Kerner believes that if computer science can succeed with LLMs, it can succeed with what she is calling LEMs or Large Earth Models. And this is exactly what she and her colleagues are seeking to do now.
“We want to apply the huge amounts of multidimensional satellite data we are constantly collecting to train models in a self-supervised way,” she says. “Doing so means we could use those models as a starting point to fine tune for many different tasks.”
Kerner is thinking of much more than crop type identification. She points to classifying forests, monitoring deforestation, detecting methane emissions, tracking weather systems, counting livestock and more. She says these capabilities are all possible through the development of AI tools operating at planetary scale.
Metrics that matter
Toward these ends, she and her team have designed and continue to refine a model called Presto, which stands for pre-trained remote sensing transformer. She says it reflects the nuances of working with remote-sensing data as compared to language processing and it respects the realities of real-world application.
“We have deliberately used a wide variety of input sensors during pre-training. We don’t want to require the use of one specific satellite or type of satellite,” Kerner says. “We also integrated what is called structured masking so that the model can work around missing data.”

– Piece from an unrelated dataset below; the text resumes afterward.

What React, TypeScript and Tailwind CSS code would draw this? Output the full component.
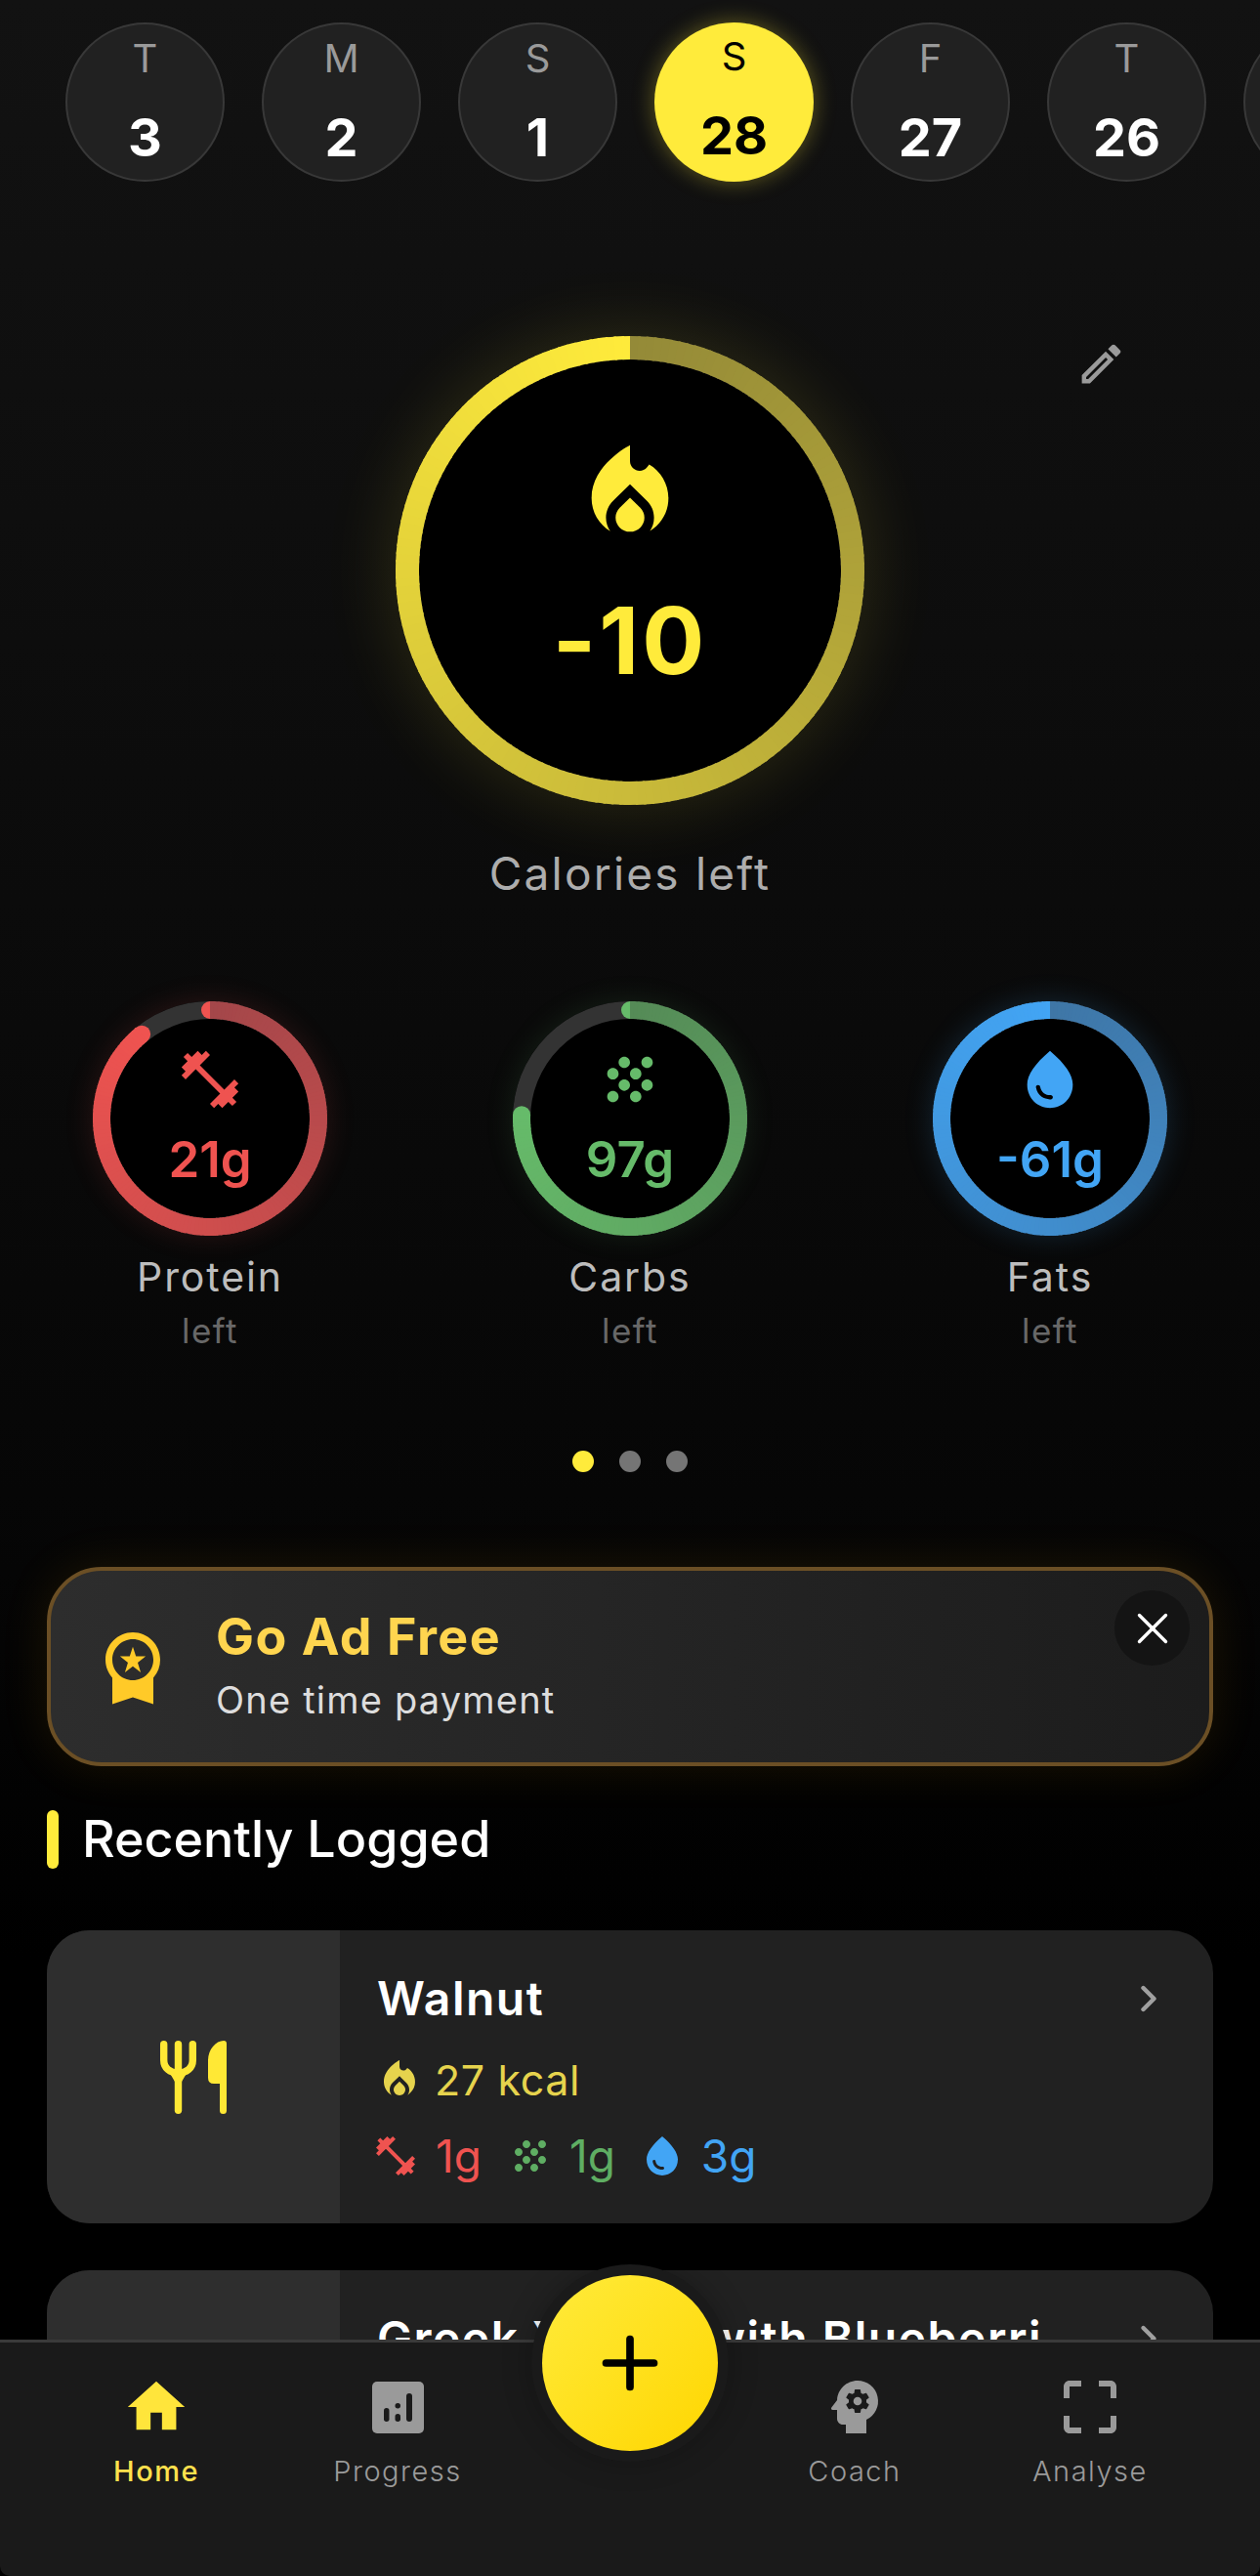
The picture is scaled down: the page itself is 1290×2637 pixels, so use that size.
import { MdCropFree, MdFitnessCenter, MdGrain, MdHome, MdLocalFireDepartment, MdOutlineEdit, MdPsychology, MdWaterDrop, MdWorkspacePremium } from 'react-icons/md';
import { ChevronRight, Plus, X } from 'lucide-react';
import type { ReactNode } from 'react';

const days = [
  { letter: 'T', num: '3' },
  { letter: 'M', num: '2' },
  { letter: 'S', num: '1' },
  { letter: 'S', num: '28', active: true },
  { letter: 'F', num: '27' },
  { letter: 'T', num: '26' },
];

type Food = { name: string; kcal?: string; protein?: string; carbs?: string; fats?: string };

const foods: Food[] = [
  { name: 'Walnut', kcal: '27 kcal', protein: '1g', carbs: '1g', fats: '3g' },
  { name: 'Greek Yogurt with Blueberries' },
];

function hex(c: string) {
  return [1, 3, 5].map((i) => parseInt(c.slice(i, i + 2), 16));
}

function mix(a: string, b: string, t: number) {
  const ca = hex(a);
  const cb = hex(b);
  return `rgb(${ca.map((v, i) => Math.round(v + (cb[i] - v) * t)).join(',')})`;
}

function polar(c: number, r: number, deg: number) {
  const rad = ((deg - 90) * Math.PI) / 180;
  return [c + r * Math.cos(rad), c + r * Math.sin(rad)];
}

// ring stroke fades along the arc, so it is drawn as many short pieces
function GradientRing({ size, stroke, sweep, from, to }: { size: number; stroke: number; sweep: number; from: string; to: string }) {
  const c = size / 2;
  const r = c - stroke / 2;
  const pieces = [];
  for (let a = 0; a < sweep; a += 2) {
    const end = Math.min(a + 2.6, sweep);
    const [x1, y1] = polar(c, r, a);
    const [x2, y2] = polar(c, r, end);
    pieces.push(
      <path key={a} d={`M${x1} ${y1}A${r} ${r} 0 0 1 ${x2} ${y2}`} fill="none" stroke={mix(from, to, a / sweep)} strokeWidth={stroke} />
    );
  }
  const [ex, ey] = polar(c, r, sweep);
  return (
    <svg width={size} height={size} className="absolute inset-0">
      <circle cx={c} cy={c} r={c} fill="#000" />
      <circle cx={c} cy={c} r={r} fill="none" stroke="#333333" strokeWidth={stroke} />
      {sweep < 360 && <circle cx={c} cy={stroke / 2} r={stroke / 2} fill={to} />}
      {sweep < 360 && <circle cx={ex} cy={ey} r={stroke / 2} fill={to} />}
      {pieces}
    </svg>
  );
}

function Cutlery() {
  return (
    <svg width="68" height="75" viewBox="0 0 68 75" fill="#ffe835">
      <path d="M3.7 3.7V20C3.7 28 10 33 18.5 33S33.3 28 33.3 20V3.7" fill="none" stroke="#ffe835" strokeWidth="7.4" strokeLinecap="round" />
      <path d="M18.5 3.7V71.3" fill="none" stroke="#ffe835" strokeWidth="7.4" strokeLinecap="round" />
      <path d="M8 30Q18.5 38 29 30L22 42H15Z" />
      <path d="M61 71.5V44H55Q49 44 49 38V20C49 9 57 0 65 0Q68 0 68 3V71.5A3.5 3.5 0 0 1 61 71.5Z" />
    </svg>
  );
}

function Macro({ label, value, color, glow, sweep, from, to, icon }: { label: string; value: string; color: string; glow: string; sweep: number; from: string; to: string; icon: ReactNode }) {
  return (
    <div className="flex w-[240px] flex-col items-center">
      <div className={`relative h-[240px] w-[240px] rounded-full ${glow}`}>
        <GradientRing size={240} stroke={18} sweep={sweep} from={from} to={to} />
        <div className="relative flex flex-col items-center pt-[45px]">
          {icon}
          <div className={`mt-[18px] text-[51px] leading-[58px] font-semibold ${color}`}>{value}</div>
        </div>
      </div>
      <div className="mt-[17px] text-[41px] leading-[50px] tracking-[1.9px] text-[#bdbdbd]">{label}</div>
      <div className="mt-[8px] text-[35px] leading-[44px] tracking-[1.5px] text-[#686868]">left</div>
    </div>
  );
}

function FoodCard({ food }: { food: Food }) {
  return (
    <div className="flex h-[300px] overflow-hidden rounded-[44px] bg-[#212121]">
      <div className="flex w-[300px] shrink-0 items-center justify-center bg-[#2e2e2e]">
        <Cutlery />
      </div>
      <div className="flex min-w-0 flex-1 flex-col pt-[41px] pl-[38px]">
        <div className="flex items-center justify-between pr-[44px]">
          <div className="w-[736px] truncate text-[48px] leading-[58px] font-semibold tracking-[1.5px] text-white">{food.name}</div>
          <ChevronRight size={44} className="text-[#a0a0a0]" strokeWidth={2.4} />
        </div>
        {food.kcal && (
          <div className="mt-[28px] flex items-center gap-[12px] text-[43px] leading-[52px] tracking-[0.6px] text-[#e6d34d]">
            <MdLocalFireDepartment size={48} className="-ml-[1px]" />
            <span>{food.kcal}</span>
          </div>
        )}
        {food.protein && (
          <div className="mt-[26px] flex items-center text-[46px] leading-[52px]">
            <MdFitnessCenter size={48} className="-ml-[5px] text-[#ef5350]" />
            <span className="ml-[17px] text-[#ef5350]">{food.protein}</span>
            <MdGrain size={48} className="ml-[26px] text-[#5fae63]" />
            <span className="ml-[16px] text-[#5fae63]">{food.carbs}</span>
            <MdWaterDrop size={48} className="ml-[24px] text-[#42a5f5]" />
            <span className="ml-[16px] text-[#42a5f5]">{food.fats}</span>
          </div>
        )}
      </div>
    </div>
  );
}

function NavItem({ label, active, icon }: { label: string; active?: boolean; icon: ReactNode }) {
  return (
    <div className="flex w-[160px] flex-col items-center">
      <div className="flex h-[56px] items-center justify-center">{icon}</div>
      <div className={`mt-[20px] text-[29px] leading-[36px] tracking-[1.5px] ${active ? 'font-medium text-[#ffe14d]' : 'font-light text-[#9a9a9a]'}`}>{label}</div>
    </div>
  );
}

export default function App() {
  return (
    <div className="relative h-[2637px] w-[1290px] overflow-hidden bg-[linear-gradient(180deg,#121212_0%,#070707_55%,#000000_76%)] [font-family:Inter,sans-serif]">
      {/* Day strip */}
      <div className="flex gap-[38px] pt-[23px] pl-[67px]">
        {days.map((d) => (
          <div
            key={d.num}
            className={`flex h-[163px] w-[163px] shrink-0 flex-col items-center rounded-full pt-[11px] ${
              d.active ? 'bg-[#ffeb3b] shadow-[0_0_22px_rgba(255,235,59,0.35)]' : 'border-2 border-[#383838] bg-[#212121]'
            }`}
          >
            <div className={`text-[40px] leading-[48px] ${d.active ? 'text-black' : 'text-[#9a9a9a]'}`}>{d.letter}</div>
            <div className={`mt-[25px] text-[54px] leading-[64px] font-bold ${d.active ? 'text-black' : 'text-white'}`}>{d.num}</div>
          </div>
        ))}
        <div className="h-[163px] w-[163px] shrink-0 rounded-full border-2 border-[#383838] bg-[#212121]" />
      </div>

      {/* Calories */}
      <div className="relative mt-[158px] flex flex-col items-center">
        <MdOutlineEdit size={53} className="absolute top-[2px] left-[1101px] text-[#9a9a9a]" />
        <div className="relative h-[480px] w-[480px] rounded-full shadow-[0_0_70px_6px_rgba(255,235,59,0.12)]">
          <GradientRing size={480} stroke={24} sweep={360} from="#948a38" to="#ffeb3b" />
          <div className="relative flex flex-col items-center pt-[102px]">
            <MdLocalFireDepartment size={118} className="text-[#ffeb3b]" />
            <div className="mt-[37px] text-[95px] leading-[110px] font-bold tracking-[3px] text-[#ffeb3b]">-10</div>
          </div>
        </div>
        <div className="mt-[42px] text-[46px] leading-[56px] tracking-[2.2px] text-[#adadad]">Calories left</div>
      </div>

      {/* Macros */}
      <div className="mt-[103px] flex justify-between px-[95px]">
        <Macro
          label="Protein"
          value="21g"
          color="text-[#ef5350]"
          glow="shadow-[0_0_30px_rgba(239,83,80,0.15)]"
          sweep={321}
          from="#a4474a"
          to="#ef5350"
          icon={<MdFitnessCenter size={70} className="text-[#ef5350]" />}
        />
        <Macro
          label="Carbs"
          value="97g"
          color="text-[#66bb6a]"
          glow="shadow-[0_0_30px_rgba(102,187,106,0.13)]"
          sweep={272}
          from="#558b57"
          to="#66bb6a"
          icon={<MdGrain size={70} className="text-[#66bb6a]" />}
        />
        <Macro
          label="Fats"
          value="-61g"
          color="text-[#42a5f5]"
          glow="shadow-[0_0_30px_rgba(66,165,245,0.18)]"
          sweep={360}
          from="#3f76a6"
          to="#42a5f5"
          icon={<MdWaterDrop size={70} className="text-[#42a5f5]" />}
        />
      </div>

      {/* Pager dots */}
      <div className="mt-[101px] flex justify-center gap-[26px]">
        <div className="h-[22px] w-[22px] rounded-full bg-[#ffeb3b]" />
        <div className="h-[22px] w-[22px] rounded-full bg-[#757575]" />
        <div className="h-[22px] w-[22px] rounded-full bg-[#757575]" />
      </div>

      {/* Ad banner */}
      <div className="relative mx-[48px] mt-[97px] flex h-[204px] items-center rounded-[56px] border-[4px] border-[#6b4f25] bg-[linear-gradient(90deg,#2d2d2d,#1c1c1c)] shadow-[0_0_50px_rgba(255,179,0,0.1)]">
        <MdWorkspacePremium size={84} className="ml-[42px] text-[#ffca28]" />
        <div className="ml-[43px] -mt-[3px] flex flex-col">
          <div className="text-[52px] leading-[60px] font-bold tracking-[1.5px] text-[#ffd54f]">Go Ad Free</div>
          <div className="mt-[11px] text-[38px] leading-[46px] tracking-[1.2px] text-[#dddddd]">One time payment</div>
        </div>
        <button className="absolute top-[20px] right-[20px] flex h-[77px] w-[77px] items-center justify-center rounded-full bg-[#141414]">
          <X size={54} strokeWidth={1.5} className="text-white" />
        </button>
      </div>

      {/* Recently logged */}
      <div className="mx-[48px] mt-[45px] flex items-center">
        <div className="h-[60px] w-[12px] rounded-full bg-[#ffeb3b]" />
        <div className="ml-[24px] text-[52px] leading-[60px] font-medium text-white">Recently Logged</div>
      </div>
      <div className="mx-[48px] mt-[63px] flex flex-col gap-[48px]">
        {foods.map((f) => (
          <FoodCard key={f.name} food={f} />
        ))}
      </div>

      {/* Bottom nav */}
      <div className="absolute right-0 bottom-0 left-0 h-[242px] rounded-b-[10px] border-t-[3px] border-[#3a3a3a] bg-[#1a1a1a]">
        <div className="relative h-full pt-[38px]">
          <div className="absolute top-[38px] left-[80px]">
            <NavItem label="Home" active icon={<MdHome size={70} className="text-[#ffe53b]" />} />
          </div>
          <div className="absolute top-[38px] left-[327px]">
            <NavItem
              label="Progress"
              icon={
                <svg width="53" height="53" viewBox="0 0 53 53">
                  <rect width="53" height="53" rx="5" fill="#9a9a9a" />
                  <rect x="12" y="27" width="5.5" height="14" rx="2.7" fill="#1a1a1a" />
                  <rect x="23.5" y="22" width="5.5" height="5.5" rx="2.7" fill="#1a1a1a" />
                  <rect x="23.5" y="33" width="5.5" height="8" rx="2.7" fill="#1a1a1a" />
                  <rect x="35" y="12" width="6" height="29" rx="3" fill="#1a1a1a" />
                </svg>
              }
            />
          </div>
          <div className="absolute top-[38px] left-[795px]">
            <NavItem label="Coach" icon={<MdPsychology size={72} className="text-[#9a9a9a]" />} />
          </div>
          <div className="absolute top-[38px] left-[1036px]">
            <NavItem label="Analyse" icon={<MdCropFree size={72} className="text-[#9a9a9a]" />} />
          </div>
        </div>
      </div>

      {/* Add button sits over the nav edge */}
      <div className="absolute top-[2318px] left-[544px] rounded-full bg-[#1a1a1a] p-[11px] shadow-[0_0_30px_rgba(0,0,0,0.25)]">
        <div className="flex h-[180px] w-[180px] items-center justify-center rounded-full bg-[linear-gradient(135deg,#ffeb3b,#ffd600)]">
          <Plus size={84} strokeWidth={2.2} className="text-black" />
        </div>
      </div>
    </div>
  );
}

They have additionally employed time series data instead of spatial inputs, which makes Presto very compact in terms of the number of parameters it uses — about 1,000 times smaller than other models. This lean design enables what is known as large-scale inference or the ability to efficiently make predictions for millions of data samples to form a meaningful map of a region, a country or the entire world.
Presto’s development also employed globally representative pre-training data. So, the model has been effective when evaluated on tasks involving different domains, different geographies, different scales of data and more. Consequently, it’s already being used by NASA, the European Space Agency and companies operating in multiple fields.
Kerner says this real-world deployment is key to continued success with AI research. Simply training models in labs and reporting results in peer-reviewed journals is insufficient to advance performance and impact.
“This deployment also means we need interdisciplinary teams to do the work. We need diverse collaborations from different fields,” she says. “We also need to co-develop these solutions with end users. Even when we’re doing fundamental machine learning research, we need to talk with the people who ideally will use the tools we develop. They need to tell us their needs. Ultimately, they are the metrics that really matter.”